--- START ---

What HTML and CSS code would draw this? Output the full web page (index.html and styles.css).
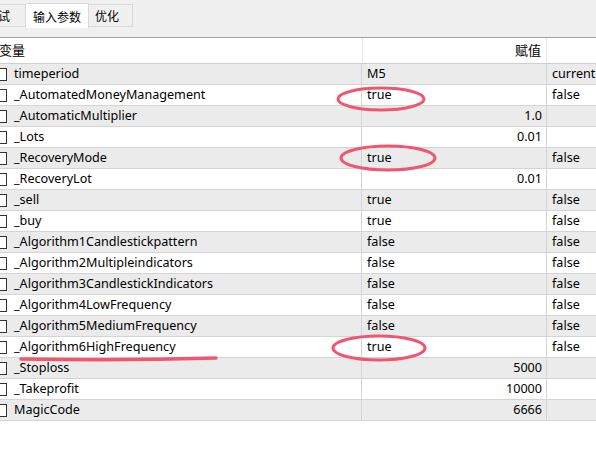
FILE: index.html
```html
<!DOCTYPE html>
<html lang="zh">
<head>
<meta charset="utf-8">
<title>输入参数</title>
<link rel="stylesheet" href="styles.css">
</head>
<body>
<div class="page">
  <div class="tabs">
    <div class="tab tab-cut">试</div>
    <div class="tab tab-active">输入参数</div>
    <div class="tab tab-opt">优化</div>
  </div>
  <div class="grid">
    <div class="row head">
      <div class="c1"><span class="head-name">变量</span></div>
      <div class="c2 right">赋值</div>
      <div class="c3"></div>
    </div>
    <div class="row alt"><div class="c1"><span class="cb"></span>timeperiod</div><div class="c2">M5</div><div class="c3">currentPeriod</div></div>
    <div class="row"><div class="c1"><span class="cb"></span>_AutomatedMoneyManagement</div><div class="c2">true</div><div class="c3">false</div></div>
    <div class="row alt"><div class="c1"><span class="cb"></span>_AutomaticMultiplier</div><div class="c2 right">1.0</div><div class="c3"></div></div>
    <div class="row"><div class="c1"><span class="cb"></span>_Lots</div><div class="c2 right">0.01</div><div class="c3"></div></div>
    <div class="row alt"><div class="c1"><span class="cb"></span>_RecoveryMode</div><div class="c2">true</div><div class="c3">false</div></div>
    <div class="row"><div class="c1"><span class="cb"></span>_RecoveryLot</div><div class="c2 right">0.01</div><div class="c3"></div></div>
    <div class="row alt"><div class="c1"><span class="cb"></span>_sell</div><div class="c2">true</div><div class="c3">false</div></div>
    <div class="row"><div class="c1"><span class="cb"></span>_buy</div><div class="c2">true</div><div class="c3">false</div></div>
    <div class="row alt"><div class="c1"><span class="cb"></span>_Algorithm1Candlestickpattern</div><div class="c2">false</div><div class="c3">false</div></div>
    <div class="row"><div class="c1"><span class="cb"></span>_Algorithm2Multipleindicators</div><div class="c2">false</div><div class="c3">false</div></div>
    <div class="row alt"><div class="c1"><span class="cb"></span>_Algorithm3CandlestickIndicators</div><div class="c2">false</div><div class="c3">false</div></div>
    <div class="row"><div class="c1"><span class="cb"></span>_Algorithm4LowFrequency</div><div class="c2">false</div><div class="c3">false</div></div>
    <div class="row alt"><div class="c1"><span class="cb"></span>_Algorithm5MediumFrequency</div><div class="c2">false</div><div class="c3">false</div></div>
    <div class="row"><div class="c1"><span class="cb"></span>_Algorithm6HighFrequency</div><div class="c2">true</div><div class="c3">false</div></div>
    <div class="row alt"><div class="c1"><span class="cb"></span>_Stoploss</div><div class="c2 right">5000</div><div class="c3"></div></div>
    <div class="row"><div class="c1"><span class="cb"></span>_Takeprofit</div><div class="c2 right">10000</div><div class="c3"></div></div>
    <div class="row alt"><div class="c1"><span class="cb"></span>MagicCode</div><div class="c2 right">6666</div><div class="c3"></div></div>
  </div>
  <svg class="marks" width="596" height="452" viewBox="0 0 596 452">
    <ellipse cx="381" cy="99" rx="43" ry="11" fill="none" stroke="#f2566f" stroke-width="3"/>
    <ellipse cx="388" cy="158" rx="47" ry="12" fill="none" stroke="#f2566f" stroke-width="3"/>
    <ellipse cx="379" cy="348" rx="46" ry="12" fill="none" stroke="#f2566f" stroke-width="3"/>
    <path d="M21 359 Q120 361 216 358" fill="none" stroke="#f2566f" stroke-width="3.5" stroke-linecap="round"/>
  </svg>
</div>
</body>
</html>
```

FILE: styles.css
```css
html, body {
  margin: 0;
  padding: 0;
  background: #ffffff;
}
.page {
  position: relative;
  width: 596px;
  height: 452px;
  overflow: hidden;
  font-family: "Noto Sans", "Noto Sans CJK SC", sans-serif;
  font-size: 12.6px;
  color: #000;
}
.tabs {
  display: flex;
  align-items: flex-end;
  height: 38px;
  box-sizing: border-box;
  padding-bottom: 10px;
  background: #f0f0f0;
  border-bottom: 1px solid #a0a0a0;
}
.tab {
  box-sizing: border-box;
  height: 23px;
  padding: 0 6px;
  display: flex;
  align-items: center;
  white-space: nowrap;
  border: 1px solid #d9d9d9;
  border-left: none;
  font-family: "Noto Sans CJK SC", sans-serif;
  font-size: 12px;
  background: #f0f0f0;
}
.tab-cut {
  width: 26px;
  padding: 0 15px 0 0;
  justify-content: flex-end;
}
.tab-active {
  height: 25px;
  background: #ffffff;
  padding: 0 7px;
  margin-bottom: -1px;
  border-bottom: none;
}
.tab-opt {
  width: 44px;
}
.row {
  display: flex;
  height: 21px;
  box-sizing: border-box;
  border-bottom: 1px solid #d4d4d4;
  background: #ffffff;
}
.row.alt {
  background: #ebebeb;
}
.row.head {
  height: 26px;
  background: #ffffff;
  border-bottom-color: #cfcfcf;
}
.c1, .c2, .c3 {
  box-sizing: border-box;
  display: flex;
  align-items: center;
  white-space: nowrap;
  overflow: hidden;
  padding-bottom: 2px;
}
.c1 {
  width: 362px;
  border-right: 1px solid #d4d4d4;
}
.c2 {
  width: 185px;
  padding-left: 5px;
  padding-right: 4px;
  border-right: 1px solid #d4d4d4;
}
.c3 {
  flex: 1;
  padding-left: 5px;
}
.head .c1, .head .c2 {
  border-right-color: #e6e6e6;
}
.head .c1 {
  width: 363px;
}
.head .c2 {
  width: 184px;
  padding-right: 5px;
  font-family: "Noto Sans CJK SC", sans-serif;
  font-size: 13px;
}
.head-name {
  margin-left: -1px;
  font-family: "Noto Sans CJK SC", sans-serif;
  font-size: 13px;
}
.right {
  justify-content: flex-end;
}
.cb {
  flex: none;
  width: 13px;
  height: 13px;
  box-sizing: border-box;
  border: 1px solid #333;
  background: #fff;
  margin-left: -6px;
  margin-right: 7px;
  margin-top: 2px;
}
.marks {
  position: absolute;
  left: 0;
  top: 0;
  pointer-events: none;
}
```
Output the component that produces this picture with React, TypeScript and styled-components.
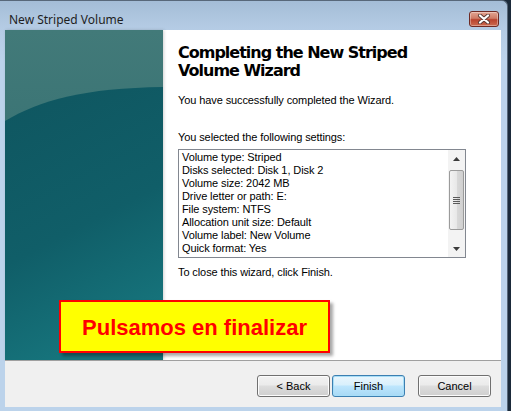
import styled, { createGlobalStyle } from "styled-components";

const GlobalStyle = createGlobalStyle`
  html, body {
    margin: 0;
    padding: 0;
    background: #1b2a3a;
  }
  #root {
    width: 511px;
    height: 411px;
    overflow: hidden;
  }
`

const Window = styled.div`
  position: relative;
  box-sizing: border-box;
  width: 508px;
  height: 411px;
  padding: 0 6px 4px 5px;
  display: flex;
  flex-direction: column;
  border-top: 1px solid #58687a;
  border-right: 1px solid #58687a;
  border-top-right-radius: 6px;
  background: linear-gradient(#a4bdd7 0px, #b4cbe4 26px, #bcd3eb 60px, #bcd3eb 100%);
`

const TitleBar = styled.div`
  height: 29px;
  display: flex;
  align-items: center;
  justify-content: space-between;
  padding: 0 2px 0 4px;
`

const TitleText = styled.span`
  font-family: "Noto Sans", "Open Sans", sans-serif;
  font-size: 12px;
  color: #1e1e1e;
  margin-top: 7px;
`

const CloseButton = styled.div`
  width: 30px;
  height: 16px;
  margin-top: 7px;
  box-sizing: border-box;
  border: 1px solid #6e2a24;
  border-radius: 3px;
  background: linear-gradient(#e3a593 0%, #cf7b66 45%, #b9432e 55%, #cc6a4f 100%);
  box-shadow: inset 0 0 0 1px rgba(255, 255, 255, 0.35);
  display: flex;
  align-items: center;
  justify-content: center;
`

const Client = styled.div`
  position: relative;
  flex: 1;
  display: flex;
  flex-direction: column;
  background: #ffffff;
`

const Main = styled.div`
  height: 330px;
  display: flex;
`

const SidePanel = styled.div`
  width: 158px;
  height: 330px;
  flex-shrink: 0;
  box-shadow: 1px 0 3px rgba(0, 0, 0, 0.18);
  svg {
    display: block;
  }
`

const Content = styled.div`
  flex: 1;
  padding: 14px 0 0 15px;
  font-family: "Liberation Sans", Arial, sans-serif;
  font-size: 11px;
  line-height: 13px;
  color: #000000;
`

const Heading = styled.h1`
  margin: 0 0 14px 0;
  font-family: "DejaVu Sans", Verdana, sans-serif;
  font-size: 16px;
  line-height: 18px;
  letter-spacing: -1px;
  font-weight: bold;
  color: #000000;
  white-space: nowrap;
`

const Para = styled.p<{ $gap: number }>`
  margin: 0 0 ${(p) => p.$gap}px 0;
  letter-spacing: -0.1px;
`

const ListBox = styled.div`
  width: 288px;
  height: 109px;
  box-sizing: border-box;
  border: 1px solid #828790;
  display: flex;
  margin-bottom: 8px;
`

const ListLines = styled.div`
  flex: 1;
  padding: 1px 0 0 3px;
  letter-spacing: -0.1px;
`

const ListLine = styled.div`
  height: 13px;
  white-space: nowrap;
`

const ScrollBar = styled.div`
  width: 17px;
  display: flex;
  flex-direction: column;
  align-items: center;
  background: #f3f3f3;
`

const ArrowCell = styled.div`
  height: 17px;
  width: 17px;
  display: flex;
  align-items: center;
  justify-content: center;
`

const Thumb = styled.div`
  box-sizing: border-box;
  width: 15px;
  height: 60px;
  margin: 3px 0;
  border: 1px solid #9b9b9b;
  border-radius: 2px;
  background: linear-gradient(90deg, #f3f3f3 0%, #e8e8e8 50%, #d9d9d9 51%, #d0d0d0 100%);
  display: flex;
  flex-direction: column;
  align-items: center;
  justify-content: center;
  gap: 1px;
`

const Grip = styled.div`
  width: 7px;
  height: 1px;
  background: #5a5a5a;
`

const Spacer = styled.div`
  flex: 1;
`

const Footer = styled.div`
  flex: 1;
  border-top: 1px solid #a0a0a0;
  background: #f0f0f0;
  display: flex;
  justify-content: flex-end;
  align-items: flex-start;
  padding: 14px 10px 0 0;
`

const Button = styled.button<{ $default?: boolean; $gap?: number }>`
  box-sizing: border-box;
  width: 73px;
  height: 22px;
  margin-left: ${(p) => p.$gap ?? 0}px;
  padding: 0;
  font-family: "Liberation Sans", Arial, sans-serif;
  font-size: 11px;
  color: #000000;
  border-radius: 3px;
  border: 1px solid ${(p) => (p.$default ? "#3c7fb1" : "#707070")};
  background: ${(p) =>
    p.$default
      ? "linear-gradient(#eaf6fd 0%, #d9f0fc 45%, #bee6fd 50%, #a7d9f5 100%)"
      : "linear-gradient(#f2f2f2 0%, #ebebeb 45%, #dddddd 50%, #cfcfcf 100%)"};
  box-shadow: inset 0 0 0 1px ${(p) => (p.$default ? "#a8def7" : "#fcfcfc")};
`

const Callout = styled.div`
  position: absolute;
  left: 54px;
  top: 270px;
  box-sizing: border-box;
  width: 271px;
  height: 53px;
  border: 2px solid #ff0000;
  background: #ffff00;
  box-shadow: 3px 3px 3px rgba(0, 0, 0, 0.35);
  display: flex;
  align-items: center;
  justify-content: center;
  font-family: "Liberation Sans", Arial, sans-serif;
  font-weight: bold;
  font-size: 22px;
  color: #ff0000;
  padding-top: 2px;
`

const settings = [
  "Volume type: Striped",
  "Disks selected: Disk 1, Disk 2",
  "Volume size: 2042 MB",
  "Drive letter or path: E:",
  "File system: NTFS",
  "Allocation unit size: Default",
  "Volume label: New Volume",
  "Quick format: Yes",
]

function Banner() {
  return (
    <svg width="158" height="330" viewBox="0 0 158 330">
      <defs>
        <linearGradient id="upper" x1="0" y1="0" x2="0" y2="1">
          <stop offset="0" stopColor="#427a79" />
          <stop offset="1" stopColor="#2b686c" />
        </linearGradient>
        <linearGradient id="lower" x1="0" y1="0" x2="0.3" y2="1">
          <stop offset="0" stopColor="#0f5660" />
          <stop offset="0.6" stopColor="#105e68" />
          <stop offset="1" stopColor="#16737b" />
        </linearGradient>
      </defs>
      <rect width="158" height="330" fill="url(#upper)" />
      <path d="M0,91 C35,70 80,58 158,57 L158,330 L0,330 Z" fill="url(#lower)" />
    </svg>
  )
}

export default function App() {
  return (
    <>
      <GlobalStyle />
      <Window>
        <TitleBar>
          <TitleText>New Striped Volume</TitleText>
          <CloseButton>
            <svg width="14" height="10" viewBox="0 0 14 10">
              <path d="M3,1.5 L11,8.5 M11,1.5 L3,8.5" stroke="#5a3a35" strokeWidth="4" strokeLinecap="round" />
              <path d="M3,1.5 L11,8.5 M11,1.5 L3,8.5" stroke="#ffffff" strokeWidth="2.2" strokeLinecap="round" />
            </svg>
          </CloseButton>
        </TitleBar>
        <Client>
          <Main>
            <SidePanel>
              <Banner />
            </SidePanel>
            <Content>
              <Heading>
                Completing the New Striped
                <br />
                Volume Wizard
              </Heading>
              <Para $gap={24}>You have successfully completed the Wizard.</Para>
              <Para $gap={5}>You selected the following settings:</Para>
              <ListBox>
                <ListLines>
                  {settings.map((s) => (
                    <ListLine key={s}>{s}</ListLine>
                  ))}
                </ListLines>
                <ScrollBar>
                  <ArrowCell>
                    <svg width="7" height="4" viewBox="0 0 7 4">
                      <path d="M0,4 L3.5,0 L7,4 Z" fill="#3b3b3b" />
                    </svg>
                  </ArrowCell>
                  <Thumb>
                    <Grip />
                    <Grip />
                    <Grip />
                    <Grip />
                  </Thumb>
                  <Spacer />
                  <ArrowCell>
                    <svg width="7" height="4" viewBox="0 0 7 4">
                      <path d="M0,0 L7,0 L3.5,4 Z" fill="#3b3b3b" />
                    </svg>
                  </ArrowCell>
                </ScrollBar>
              </ListBox>
              <Para $gap={0}>To close this wizard, click Finish.</Para>
            </Content>
          </Main>
          <Footer>
            <Button>&lt; Back</Button>
            <Button $default $gap={2}>Finish</Button>
            <Button $gap={13}>Cancel</Button>
          </Footer>
          <Callout>Pulsamos en finalizar</Callout>
        </Client>
      </Window>
    </>
  )
}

--- END ---

Search the preceding listing for "Output" and extract every line where it is found.

> RESPONSE TO THIS EXERCISE:
What HTML and CSS code would draw this? Output the full web page (index.html and styles.css).
Output the component that produces this picture with React, TypeScript and styled-components.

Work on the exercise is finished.